Level 0 (root src/)       Single-cycle — all instructions in one clock
        |
Eval2 variants            Single-cycle / multicycle FSM / 4-stage pipeline /
        |                 early superscalar (historical, for comparison)
        |
Level 2 (5-stage)         IF → ID → EX → MEM → WB
        |                 R/I-ALU, LW, SW, all 6 branch types
        |
Level 3 (5-stage)         Level2 + LUI, AUIPC, JAL, JALR
        |
Level 4 (5-stage)         Level3 RTL, 69-instruction comprehensive test suite
        |
L4 Superscalar            2-wide dual-issue, 4-stage, full RV32I + byte/half memory

All pipelined designs (level2–level4) share the same 5-stage pipeline skeleton with a common hazard/forwarding architecture.

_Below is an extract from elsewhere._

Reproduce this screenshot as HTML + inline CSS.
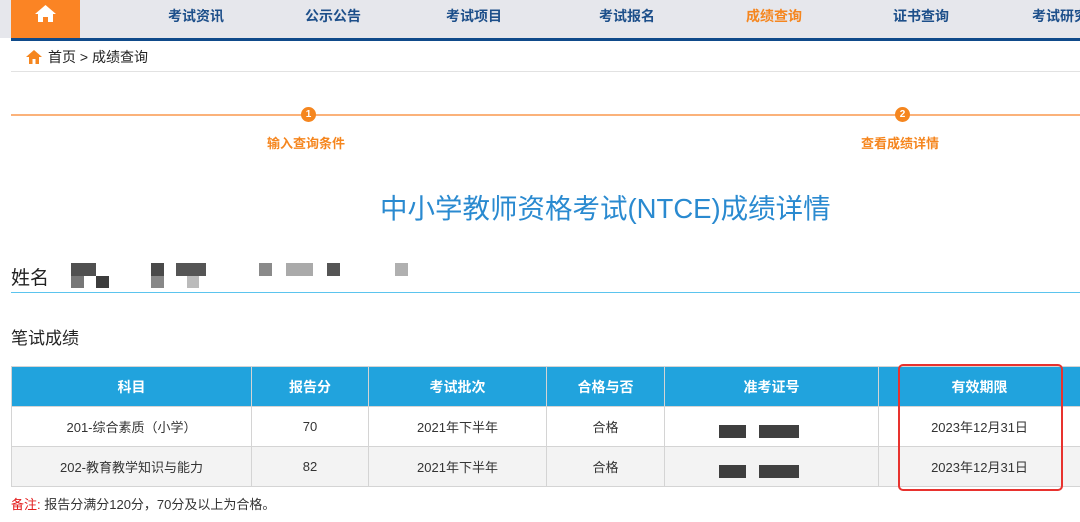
<!DOCTYPE html>
<html><head><meta charset="utf-8"><style>
*{margin:0;padding:0;box-sizing:border-box}
body{width:1080px;height:522px;overflow:hidden;background:#fff;font-family:"Liberation Sans","Noto Sans CJK SC",sans-serif;position:relative}
.a{position:absolute;white-space:nowrap}
.nav{left:0;top:0;width:1080px;height:38px;background:#e6e7ec}
.navb{left:11px;top:38px;width:1069px;height:3px;background:#0f4a8a}
.home{left:11px;top:0;width:69px;height:38px;background:#fb8424}
.ni{top:6px;font-size:14px;font-weight:bold;color:#1d4f8a;font-family:"Noto Sans CJK SC",sans-serif}
table{position:absolute;left:11px;top:366px;border-collapse:collapse;font-size:13px;color:#333;table-layout:fixed;width:1069px}
td,th{border:1px solid #d4d4d4;text-align:center;height:40px}
th{background:#21a3dd;color:#fff;font-weight:bold;font-size:14px}
tr.g td{background:#f3f3f3}
.blk{position:absolute;background:#444}
</style></head><body>
<div class="a nav"></div>
<div class="a home"><svg width="69" height="38" viewBox="0 0 69 38"><path d="M24 14 L34.5 5 L45 14 L42 14 L42 22 L37 22 L37 17 L32 17 L32 22 L27 22 L27 14 Z" fill="#fff"/></svg></div>
<div class="a navb"></div>
<div class="a ni" style="left:168px">考试资讯</div>
<div class="a ni" style="left:305px">公示公告</div>
<div class="a ni" style="left:446px">考试项目</div>
<div class="a ni" style="left:599px">考试报名</div>
<div class="a ni" style="left:746px;color:#f5861f">成绩查询</div>
<div class="a ni" style="left:893px">证书查询</div>
<div class="a ni" style="left:1032px">考试研究</div>
<svg class="a" style="left:25px;top:49px" width="18" height="16" viewBox="0 0 18 16"><path d="M1 8 L9 1 L17 8 L14 8 L14 15 L4 15 L4 8 Z" fill="#f5861f"/><rect x="7.5" y="10" width="3" height="5" fill="#fff"/></svg>
<div class="a" style="left:48px;top:47px;font-size:14px;color:#222">首页 &gt; 成绩查询</div>
<div class="a" style="left:11px;top:71px;width:1069px;height:1px;background:#e2e2e2"></div>
<div class="a" style="left:11px;top:114px;width:1069px;height:2px;background:#fbb27a"></div>
<div class="a" style="left:301px;top:107px;width:15px;height:15px;border-radius:50%;background:#f5861f;color:#fff;font-size:10px;font-weight:bold;text-align:center;line-height:15px">1</div>
<div class="a" style="left:895px;top:107px;width:15px;height:15px;border-radius:50%;background:#f5861f;color:#fff;font-size:10px;font-weight:bold;text-align:center;line-height:15px">2</div>
<div class="a" style="left:267px;top:133px;font-size:13px;font-weight:bold;color:#f5861f">输入查询条件</div>
<div class="a" style="left:861px;top:133px;font-size:13px;font-weight:bold;color:#f5861f">查看成绩详情</div>
<div class="a" style="left:380px;top:186px;font-size:27.5px;color:#2a8ad0">中小学教师资格考试(NTCE)成绩详情</div>
<div class="a" style="left:11px;top:263px;font-size:19px;color:#222">姓名</div>
<div class="blk" style="left:71px;top:263px;width:25px;height:13px;background:#505050"></div>
<div class="blk" style="left:71px;top:276px;width:13px;height:12px;background:#777"></div>
<div class="blk" style="left:96px;top:276px;width:13px;height:12px;background:#3c3c3c"></div>
<div class="blk" style="left:151px;top:263px;width:13px;height:13px;background:#4a4a4a"></div>
<div class="blk" style="left:151px;top:276px;width:13px;height:12px;background:#888"></div>
<div class="blk" style="left:176px;top:263px;width:30px;height:13px;background:#555"></div>
<div class="blk" style="left:187px;top:276px;width:12px;height:12px;background:#bbb"></div>
<div class="blk" style="left:259px;top:263px;width:13px;height:13px;background:#8a8a8a"></div>
<div class="blk" style="left:286px;top:263px;width:27px;height:13px;background:#aaa"></div>
<div class="blk" style="left:327px;top:263px;width:13px;height:13px;background:#555"></div>
<div class="blk" style="left:395px;top:263px;width:13px;height:13px;background:#b0b0b0"></div>
<div class="a" style="left:11px;top:292px;width:1069px;height:1px;background:#5bc4ee"></div>
<div class="a" style="left:11px;top:324px;font-size:17px;color:#222">笔试成绩</div>
<table>
<colgroup><col style="width:240px"><col style="width:117px"><col style="width:178px"><col style="width:118px"><col style="width:214px"><col style="width:202px"></colgroup>
<tr><th>科目</th><th>报告分</th><th>考试批次</th><th>合格与否</th><th>准考证号</th><th>有效期限</th></tr>
<tr><td>201-综合素质（小学）</td><td>70</td><td>2021年下半年</td><td>合格</td><td></td><td>2023年12月31日</td></tr>
<tr class="g"><td>202-教育教学知识与能力</td><td>82</td><td>2021年下半年</td><td>合格</td><td></td><td>2023年12月31日</td></tr>
</table>
<div class="blk" style="left:719px;top:425px;width:27px;height:13px;background:#3e3e3e"></div>
<div class="blk" style="left:759px;top:425px;width:40px;height:13px;background:#404040"></div>
<div class="blk" style="left:719px;top:465px;width:27px;height:13px;background:#3e3e3e"></div>
<div class="blk" style="left:759px;top:465px;width:40px;height:13px;background:#404040"></div>
<div class="a" style="left:898px;top:364px;width:165px;height:127px;border:2px solid #e8322e;border-radius:5px"></div>
<div class="a" style="left:11px;top:494px;font-size:13px;color:#333"><span style="color:#e31d1d">备注:</span> 报告分满分120分，70分及以上为合格。</div>
</body></html>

The superscalar is a separate, monolithic design.

3. ISA Coverage Summary

Instruction Group	Level 2	Level 3	Level 4	L4 Superscalar
R-type (ADD/SUB/AND/OR/XOR/SLL/SRL/SRA/SLT/SLTU)	Yes	Yes	Yes	Yes
I-type ALU (ADDI/ANDI/ORI/XORI/SLTI/SLTIU/SLLI/SRLI/SRAI)	Yes	Yes	Yes	Yes
LW	Yes	Yes	Yes	Yes
SW	Yes	Yes	Yes	Yes
LB / LH (byte/halfword loads)	No	No	No	Yes
SB / SH (byte/halfword stores)	No	No	No	Yes
BEQ / BNE	Yes	Yes	Yes	Yes
BLT / BGE / BLTU / BGEU	Yes	Yes	Yes	Yes
LUI	No	Yes	Yes	Yes
AUIPC	No	Yes	Yes	Yes
JAL	No	Yes	Yes	Yes
JALR	No	Yes	Yes	Yes
FENCE / ECALL / EBREAK	No	No	No	Decoded (NOP)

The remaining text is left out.